Written problem: Emit the data below verbatim, stripping out any pictures.

Raw data:
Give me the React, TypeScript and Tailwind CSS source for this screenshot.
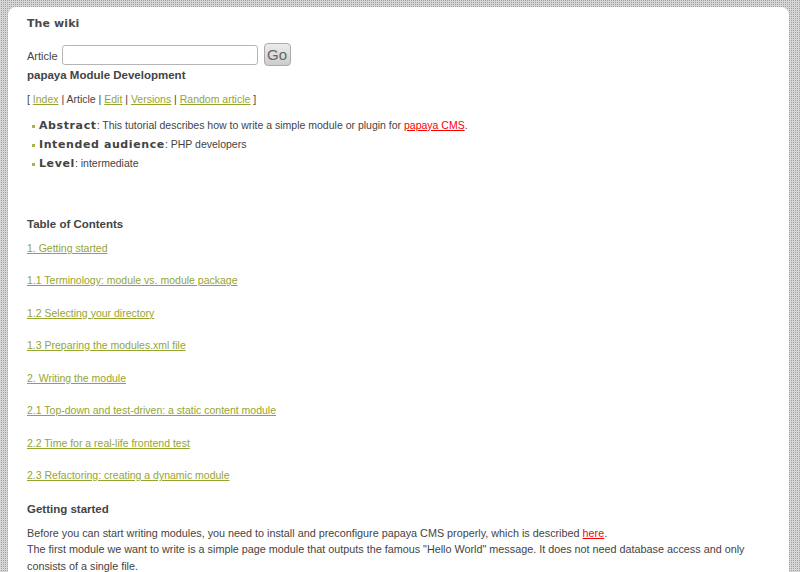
const toc = [
  '1. Getting started',
  '1.1 Terminology: module vs. module package',
  '1.2 Selecting your directory',
  '1.3 Preparing the modules.xml file',
  '2. Writing the module',
  '2.1 Top-down and test-driven: a static content module',
  '2.2 Time for a real-life frontend test',
  '2.3 Refactoring: creating a dynamic module',
];

const facts = [
  { label: 'Abstract', text: 'This tutorial describes how to write a simple module or plugin for ', link: 'papaya CMS' },
  { label: 'Intended audience', text: 'PHP developers' },
  { label: 'Level', text: 'intermediate' },
];

const sans = "font-['Liberation_Sans',Arial,sans-serif]";
const link = 'text-[#95a530] underline';

export default function App() {
  return (
    <div className="h-screen overflow-hidden bg-[conic-gradient(#a2a2a2_0_25%,#d6d6d6_0)] bg-[length:2px_2px] pt-[7px] pl-[8px] pr-[11px]">
      <div className={`h-full rounded-t-[8px] bg-white px-[19px] pt-[9px] text-[10.5px] text-[#444] ${sans}`}>
        {/* Site title */}
        <div className="font-['DejaVu_Sans',sans-serif] text-[11px] leading-[16px] font-bold tracking-[0.1px] text-[#4a4a4a]">
          The wiki
        </div>

        {/* Article search */}
        <form className="mt-[11px] flex h-[23px] items-center" onSubmit={e => e.preventDefault()}>
          <label className="mt-[3px] text-[11px] leading-[16px]">Article</label>
          <input className="ml-[4px] h-[20px] w-[196px] rounded-[3px] border border-[#b5b5b5] bg-white" />
          <button className="ml-[6px] h-[23px] w-[27px] rounded-[4px] border border-[#ababab] bg-gradient-to-b from-[#ececec] to-[#cdcdcd] text-[15px] leading-none text-[#666]">
            Go
          </button>
        </form>

        <h1 className="mt-[1px] text-[11.5px] leading-[16px] font-bold text-[#444]">papaya Module Development</h1>

        <div className="mt-[8px] leading-[16px]">
          [ <a className={link}>Index</a> | Article | <a className={link}>Edit</a> |{' '}
          <a className={link}>Versions</a> | <a className={link}>Random article</a> ]
        </div>

        {/* Summary */}
        <ul className="mt-[10px] pl-[5px]">
          {facts.map(f => (
            <li key={f.label} className="flex h-[19px] items-center">
              <span className="mr-[4px] h-[3px] w-[3px] bg-[#a8b44a]" />
              <span>
                <b className="font-['DejaVu_Sans',sans-serif] text-[11px] font-bold tracking-[0.6px]">{f.label}</b>:{' '}
                {f.text}
                {f.link && (
                  <>
                    <a className="text-[#f00] underline">{f.link}</a>.
                  </>
                )}
              </span>
            </li>
          ))}
        </ul>

        <h2 className="mt-[42px] text-[11.5px] leading-[16px] font-bold">Table of Contents</h2>
        <div className="mt-[8px] flex flex-col gap-[16.43px]">
          {toc.map(t => (
            <a key={t} className={`${link} leading-[16px]`}>
              {t}
            </a>
          ))}
        </div>

        <h2 className="mt-[18px] text-[11.5px] leading-[16px] font-bold">Getting started</h2>
        <p className="mt-[8px] text-[10.8px] leading-[16.5px]">
          Before you can start writing modules, you need to install and preconfigure papaya CMS properly, which is
          described <a className="text-[#f00] underline">here</a>.
          <br />
          The first module we want to write is a simple page module that outputs the famous "Hello World" message. It
          does not need database access and only consists of a single file.
        </p>
      </div>
    </div>
  );
}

Output of the task:
Give me the React, TypeScript and Tailwind CSS source for this screenshot.
const toc = [
  '1. Getting started',
  '1.1 Terminology: module vs. module package',
  '1.2 Selecting your directory',
  '1.3 Preparing the modules.xml file',
  '2. Writing the module',
  '2.1 Top-down and test-driven: a static content module',
  '2.2 Time for a real-life frontend test',
  '2.3 Refactoring: creating a dynamic module',
];

const facts = [
  { label: 'Abstract', text: 'This tutorial describes how to write a simple module or plugin for ', link: 'papaya CMS' },
  { label: 'Intended audience', text: 'PHP developers' },
  { label: 'Level', text: 'intermediate' },
];

const sans = "font-['Liberation_Sans',Arial,sans-serif]";
const link = 'text-[#95a530] underline';

export default function App() {
  return (
    <div className="h-screen overflow-hidden bg-[conic-gradient(#a2a2a2_0_25%,#d6d6d6_0)] bg-[length:2px_2px] pt-[7px] pl-[8px] pr-[11px]">
      <div className={`h-full rounded-t-[8px] bg-white px-[19px] pt-[9px] text-[10.5px] text-[#444] ${sans}`}>
        {/* Site title */}
        <div className="font-['DejaVu_Sans',sans-serif] text-[11px] leading-[16px] font-bold tracking-[0.1px] text-[#4a4a4a]">
          The wiki
        </div>

        {/* Article search */}
        <form className="mt-[11px] flex h-[23px] items-center" onSubmit={e => e.preventDefault()}>
          <label className="mt-[3px] text-[11px] leading-[16px]">Article</label>
          <input className="ml-[4px] h-[20px] w-[196px] rounded-[3px] border border-[#b5b5b5] bg-white" />
          <button className="ml-[6px] h-[23px] w-[27px] rounded-[4px] border border-[#ababab] bg-gradient-to-b from-[#ececec] to-[#cdcdcd] text-[15px] leading-none text-[#666]">
            Go
          </button>
        </form>

        <h1 className="mt-[1px] text-[11.5px] leading-[16px] font-bold text-[#444]">papaya Module Development</h1>

        <div className="mt-[8px] leading-[16px]">
          [ <a className={link}>Index</a> | Article | <a className={link}>Edit</a> |{' '}
          <a className={link}>Versions</a> | <a className={link}>Random article</a> ]
        </div>

        {/* Summary */}
        <ul className="mt-[10px] pl-[5px]">
          {facts.map(f => (
            <li key={f.label} className="flex h-[19px] items-center">
              <span className="mr-[4px] h-[3px] w-[3px] bg-[#a8b44a]" />
              <span>
                <b className="font-['DejaVu_Sans',sans-serif] text-[11px] font-bold tracking-[0.6px]">{f.label}</b>:{' '}
                {f.text}
                {f.link && (
                  <>
                    <a className="text-[#f00] underline">{f.link}</a>.
                  </>
                )}
              </span>
            </li>
          ))}
        </ul>

        <h2 className="mt-[42px] text-[11.5px] leading-[16px] font-bold">Table of Contents</h2>
        <div className="mt-[8px] flex flex-col gap-[16.43px]">
          {toc.map(t => (
            <a key={t} className={`${link} leading-[16px]`}>
              {t}
            </a>
          ))}
        </div>

        <h2 className="mt-[18px] text-[11.5px] leading-[16px] font-bold">Getting started</h2>
        <p className="mt-[8px] text-[10.8px] leading-[16.5px]">
          Before you can start writing modules, you need to install and preconfigure papaya CMS properly, which is
          described <a className="text-[#f00] underline">here</a>.
          <br />
          The first module we want to write is a simple page module that outputs the famous "Hello World" message. It
          does not need database access and only consists of a single file.
        </p>
      </div>
    </div>
  );
}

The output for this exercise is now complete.